Entries with page source code:
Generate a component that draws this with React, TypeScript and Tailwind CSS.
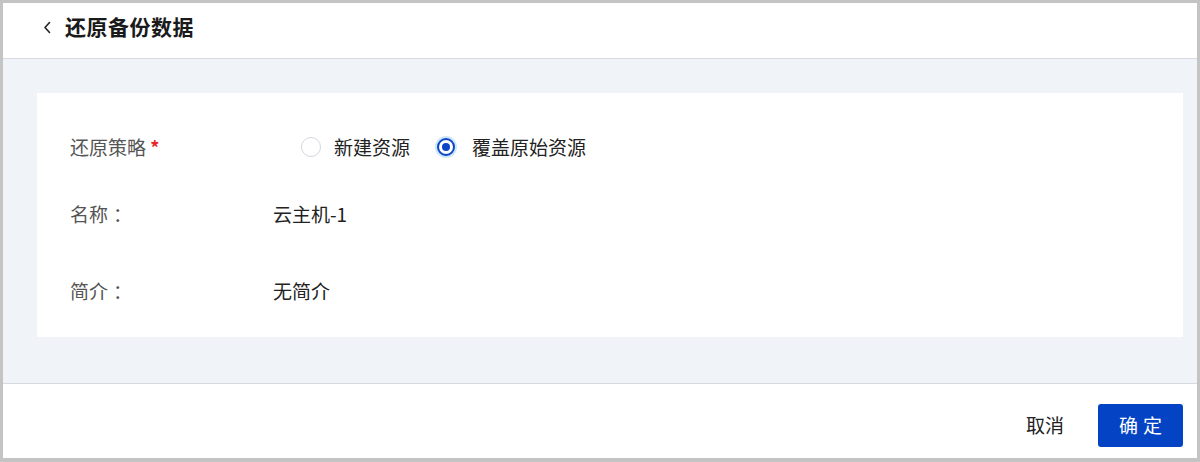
const FONT = { fontFamily: '"Noto Sans CJK SC", "Noto Sans", sans-serif' }

function Radio({ checked, label }: { checked?: boolean; label: string }) {
  return (
    <label className="flex items-center">
      <span className="flex h-[22px] w-[22px] items-center justify-center">
        {checked ? (
          <span className="flex h-[22px] w-[22px] items-center justify-center rounded-full bg-[#cde6fb]">
            <span className="flex h-[18px] w-[18px] items-center justify-center rounded-full border-2 border-[#0b46c8] bg-white">
              <span className="h-[8px] w-[8px] rounded-full bg-[#0b46c8]" />
            </span>
          </span>
        ) : (
          <span className="h-[20px] w-[20px] rounded-full border-[1.5px] border-[#d3d6db] bg-white" />
        )}
      </span>
      <span className={checked ? 'ml-[15px] text-[19px] text-[#222]' : 'ml-[12px] text-[19px] text-[#222]'}>
        {label}
      </span>
    </label>
  )
}

export default function App() {
  return (
    <div className="h-[462px] w-[1200px] bg-[#c4c4c4] px-[3px] pt-[3px] pb-[4px]" style={FONT}>
      <div className="flex h-full flex-col bg-white">
        {/* 标题 */}
        <div className="flex h-[56px] items-start border-b border-[#d6dae0] pt-[10px] pl-[40px]">
          <svg width="10" height="26" viewBox="0 0 10 26" className="mr-[12px]">
            <path d="M6.5 19.5 L2 14.5 L6.5 9.5" fill="none" stroke="#222" strokeWidth="1.6" strokeLinecap="round" strokeLinejoin="round" />
          </svg>
          <h1 className="text-[21px] leading-[26px] font-bold tracking-[0.5px] text-[#1a1a1a]">还原备份数据</h1>
        </div>

        {/* 内容 */}
        <div className="h-[324px] bg-[#f0f3f8] pt-[34px] pr-[14px] pl-[34px]">
          <div className="h-[244px] bg-white pt-[34px] pl-[33px]">
            <div className="flex h-[40px] items-center">
              <div className="w-[230px] text-[19px] text-[#555]">
                还原策略 <span className="text-[18px] font-bold text-[#e6262c]">*</span>
              </div>
              <div className="flex items-center">
                <Radio label="新建资源" />
                <div className="ml-[25px]">
                  <Radio checked label="覆盖原始资源" />
                </div>
              </div>
            </div>
            <div className="mt-[27px] flex h-[40px] items-center">
              <div className="w-[203px] text-[19px] text-[#555]">
                名称<span className="ml-[5px]">：</span>
              </div>
              <div className="text-[19px] text-[#222]">云主机-1</div>
            </div>
            <div className="mt-[37px] flex h-[40px] items-center">
              <div className="w-[203px] text-[19px] text-[#555]">
                简介<span className="ml-[5px]">：</span>
              </div>
              <div className="text-[19px] text-[#222]">无简介</div>
            </div>
          </div>
        </div>

        {/* 底部按钮 */}
        <div className="flex flex-1 items-start justify-end border-t border-[#d6dae0] pt-[20px] pr-[14px]">
          <button className="flex h-[43px] items-center text-[19px] text-[#222]">取消</button>
          <button className="ml-[34px] flex h-[43px] items-center gap-[5px] rounded-[3px] bg-[#0444c4] px-[21px] text-[19px] text-white">
            <span>确</span>
            <span>定</span>
          </button>
        </div>
      </div>
    </div>
  )
}
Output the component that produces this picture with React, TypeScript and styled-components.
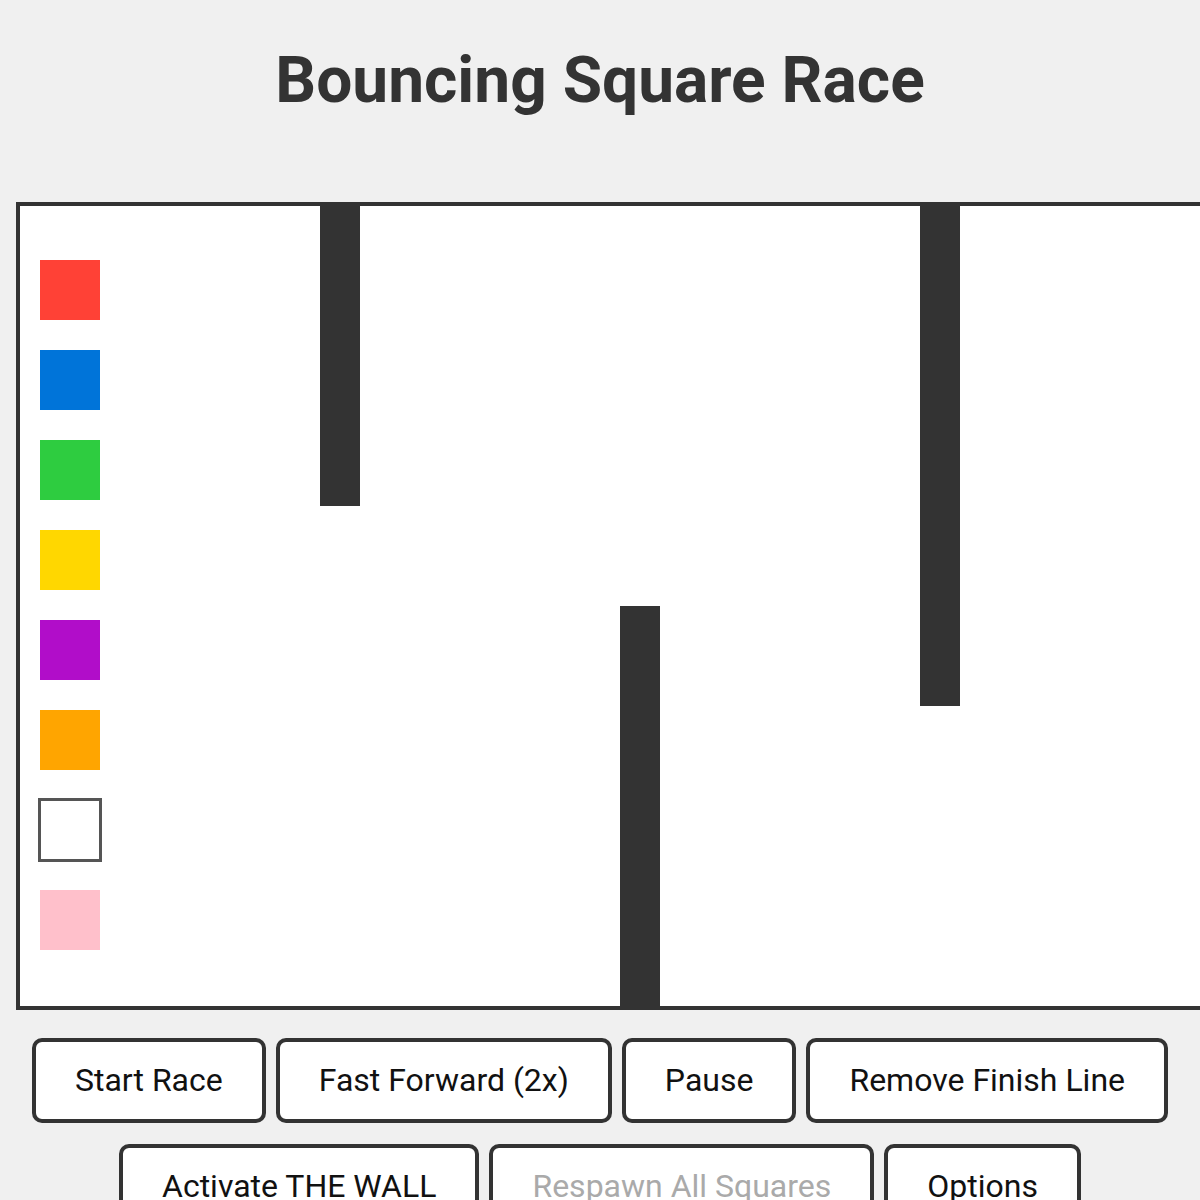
import React from 'react'
import styled, { createGlobalStyle } from 'styled-components'

const GlobalStyle = createGlobalStyle`
  html, body {
    overflow: hidden;
  }

  body {
    margin: 0;
    padding: 0 16px;
    background: #f0f0f0;
    font-family: Roboto, "Liberation Sans", sans-serif;
  }
`

const Title = styled.h1`
  margin: 43px 0 84px;
  font-size: 64px;
  font-weight: 700;
  line-height: normal;
  text-align: center;
  color: #333;
`

const Arena = styled.div`
  width: 1200px;
  height: 800px;
  border: 4px solid #333;
  background: #fff;

  svg {
    display: block;
  }
`

const Controls = styled.div`
  display: flex;
  flex-wrap: wrap;
  justify-content: center;
  column-gap: 10px;
  row-gap: 21px;
  margin-top: 28px;
`

const Button = styled.button`
  padding: 19px 39px 20px;
  border: 4px solid #333;
  border-radius: 10px;
  background: #fff;
  font-family: Roboto, "Liberation Sans", sans-serif;
  font-size: 32px;
  line-height: 38px;
  color: #111;
  cursor: pointer;

  &:disabled {
    color: #aaa;
    cursor: default;
  }
`

const racers = [
  { color: '#ff4136' },
  { color: '#0074d9' },
  { color: '#2ecc40' },
  { color: '#ffd700' },
  { color: '#b10dc9' },
  { color: '#ffa500' },
  { color: '#ffffff', outline: true },
  { color: '#ffc0cb' },
]

const walls = [
  { x: 300, y: 0, h: 300 },
  { x: 600, y: 400, h: 400 },
  { x: 900, y: 0, h: 500 },
]

function RaceField() {
  return (
    <Arena>
      <svg width="1200" height="800" viewBox="0 0 1200 800">
        {walls.map((w, idx) => (
          <rect key={idx} x={w.x} y={w.y} width={40} height={w.h} fill="#333" />
        ))}
        {racers.map((r, idx) => {
          const y = 54 + idx * 90
          return r.outline ? (
            <rect
              key={idx}
              x={19.5}
              y={y - 0.5}
              width={61}
              height={61}
              fill={r.color}
              stroke="#555"
              strokeWidth={3}
            />
          ) : (
            <rect key={idx} x={20} y={y} width={60} height={60} fill={r.color} />
          )
        })}
      </svg>
    </Arena>
  )
}

export default function App() {
  return (
    <>
      <GlobalStyle />
      <Title>Bouncing Square Race</Title>
      <RaceField />
      <Controls>
        <Button>Start Race</Button>
        <Button>Fast Forward (2x)</Button>
        <Button>Pause</Button>
        <Button>Remove Finish Line</Button>
        <Button>Activate THE WALL</Button>
        <Button disabled>Respawn All Squares</Button>
        <Button>Options</Button>
      </Controls>
    </>
  )
}
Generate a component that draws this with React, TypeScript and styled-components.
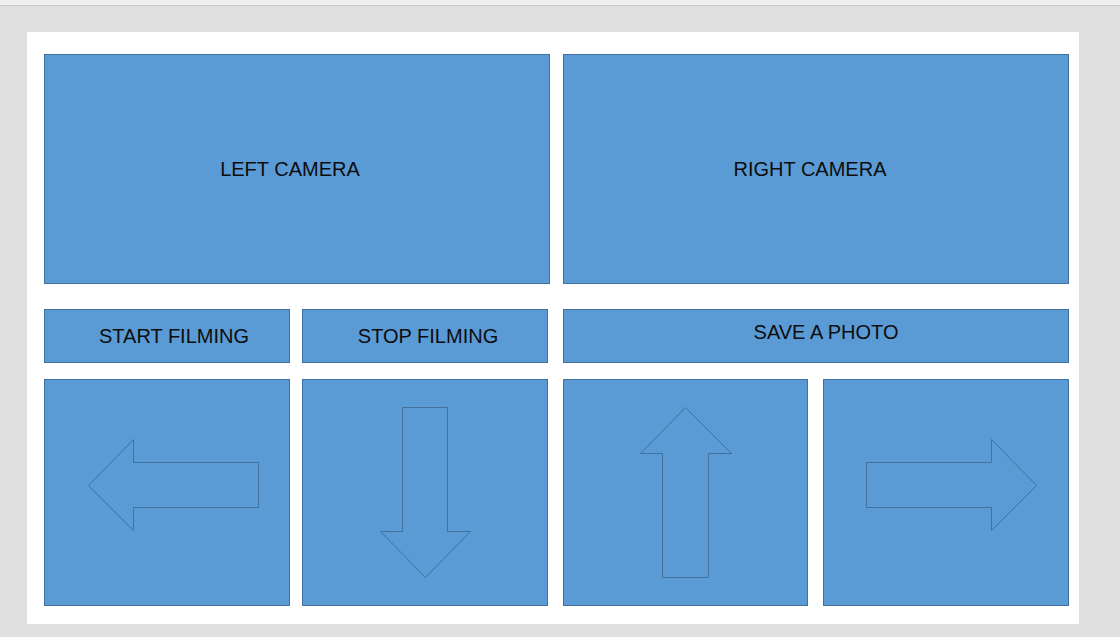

(Aim of the task):
The material above must be printed exactly, with its pictures left out.

(The result):
Generate a component that draws this with React, TypeScript and Tailwind CSS.
const FONT = { fontFamily: '"Noto Sans CJK SC", "Noto Sans", sans-serif' }

function Radio({ checked, label }: { checked?: boolean; label: string }) {
  return (
    <label className="flex items-center">
      <span className="flex h-[22px] w-[22px] items-center justify-center">
        {checked ? (
          <span className="flex h-[22px] w-[22px] items-center justify-center rounded-full bg-[#cde6fb]">
            <span className="flex h-[18px] w-[18px] items-center justify-center rounded-full border-2 border-[#0b46c8] bg-white">
              <span className="h-[8px] w-[8px] rounded-full bg-[#0b46c8]" />
            </span>
          </span>
        ) : (
          <span className="h-[20px] w-[20px] rounded-full border-[1.5px] border-[#d3d6db] bg-white" />
        )}
      </span>
      <span className={checked ? 'ml-[15px] text-[19px] text-[#222]' : 'ml-[12px] text-[19px] text-[#222]'}>
        {label}
      </span>
    </label>
  )
}

export default function App() {
  return (
    <div className="h-[462px] w-[1200px] bg-[#c4c4c4] px-[3px] pt-[3px] pb-[4px]" style={FONT}>
      <div className="flex h-full flex-col bg-white">
        {/* 标题 */}
        <div className="flex h-[56px] items-start border-b border-[#d6dae0] pt-[10px] pl-[40px]">
          <svg width="10" height="26" viewBox="0 0 10 26" className="mr-[12px]">
            <path d="M6.5 19.5 L2 14.5 L6.5 9.5" fill="none" stroke="#222" strokeWidth="1.6" strokeLinecap="round" strokeLinejoin="round" />
          </svg>
          <h1 className="text-[21px] leading-[26px] font-bold tracking-[0.5px] text-[#1a1a1a]">还原备份数据</h1>
        </div>

        {/* 内容 */}
        <div className="h-[324px] bg-[#f0f3f8] pt-[34px] pr-[14px] pl-[34px]">
          <div className="h-[244px] bg-white pt-[34px] pl-[33px]">
            <div className="flex h-[40px] items-center">
              <div className="w-[230px] text-[19px] text-[#555]">
                还原策略 <span className="text-[18px] font-bold text-[#e6262c]">*</span>
              </div>
              <div className="flex items-center">
                <Radio label="新建资源" />
                <div className="ml-[25px]">
                  <Radio checked label="覆盖原始资源" />
                </div>
              </div>
            </div>
            <div className="mt-[27px] flex h-[40px] items-center">
              <div className="w-[203px] text-[19px] text-[#555]">
                名称<span className="ml-[5px]">：</span>
              </div>
              <div className="text-[19px] text-[#222]">云主机-1</div>
            </div>
            <div className="mt-[37px] flex h-[40px] items-center">
              <div className="w-[203px] text-[19px] text-[#555]">
                简介<span className="ml-[5px]">：</span>
              </div>
              <div className="text-[19px] text-[#222]">无简介</div>
            </div>
          </div>
        </div>

        {/* 底部按钮 */}
        <div className="flex flex-1 items-start justify-end border-t border-[#d6dae0] pt-[20px] pr-[14px]">
          <button className="flex h-[43px] items-center text-[19px] text-[#222]">取消</button>
          <button className="ml-[34px] flex h-[43px] items-center gap-[5px] rounded-[3px] bg-[#0444c4] px-[21px] text-[19px] text-white">
            <span>确</span>
            <span>定</span>
          </button>
        </div>
      </div>
    </div>
  )
}
Output the component that produces this picture with React, TypeScript and styled-components.
import React from 'react'
import styled, { createGlobalStyle } from 'styled-components'

const GlobalStyle = createGlobalStyle`
  html, body {
    overflow: hidden;
  }

  body {
    margin: 0;
    padding: 0 16px;
    background: #f0f0f0;
    font-family: Roboto, "Liberation Sans", sans-serif;
  }
`

const Title = styled.h1`
  margin: 43px 0 84px;
  font-size: 64px;
  font-weight: 700;
  line-height: normal;
  text-align: center;
  color: #333;
`

const Arena = styled.div`
  width: 1200px;
  height: 800px;
  border: 4px solid #333;
  background: #fff;

  svg {
    display: block;
  }
`

const Controls = styled.div`
  display: flex;
  flex-wrap: wrap;
  justify-content: center;
  column-gap: 10px;
  row-gap: 21px;
  margin-top: 28px;
`

const Button = styled.button`
  padding: 19px 39px 20px;
  border: 4px solid #333;
  border-radius: 10px;
  background: #fff;
  font-family: Roboto, "Liberation Sans", sans-serif;
  font-size: 32px;
  line-height: 38px;
  color: #111;
  cursor: pointer;

  &:disabled {
    color: #aaa;
    cursor: default;
  }
`

const racers = [
  { color: '#ff4136' },
  { color: '#0074d9' },
  { color: '#2ecc40' },
  { color: '#ffd700' },
  { color: '#b10dc9' },
  { color: '#ffa500' },
  { color: '#ffffff', outline: true },
  { color: '#ffc0cb' },
]

const walls = [
  { x: 300, y: 0, h: 300 },
  { x: 600, y: 400, h: 400 },
  { x: 900, y: 0, h: 500 },
]

function RaceField() {
  return (
    <Arena>
      <svg width="1200" height="800" viewBox="0 0 1200 800">
        {walls.map((w, idx) => (
          <rect key={idx} x={w.x} y={w.y} width={40} height={w.h} fill="#333" />
        ))}
        {racers.map((r, idx) => {
          const y = 54 + idx * 90
          return r.outline ? (
            <rect
              key={idx}
              x={19.5}
              y={y - 0.5}
              width={61}
              height={61}
              fill={r.color}
              stroke="#555"
              strokeWidth={3}
            />
          ) : (
            <rect key={idx} x={20} y={y} width={60} height={60} fill={r.color} />
          )
        })}
      </svg>
    </Arena>
  )
}

export default function App() {
  return (
    <>
      <GlobalStyle />
      <Title>Bouncing Square Race</Title>
      <RaceField />
      <Controls>
        <Button>Start Race</Button>
        <Button>Fast Forward (2x)</Button>
        <Button>Pause</Button>
        <Button>Remove Finish Line</Button>
        <Button>Activate THE WALL</Button>
        <Button disabled>Respawn All Squares</Button>
        <Button>Options</Button>
      </Controls>
    </>
  )
}
Generate a component that draws this with React, TypeScript and styled-components.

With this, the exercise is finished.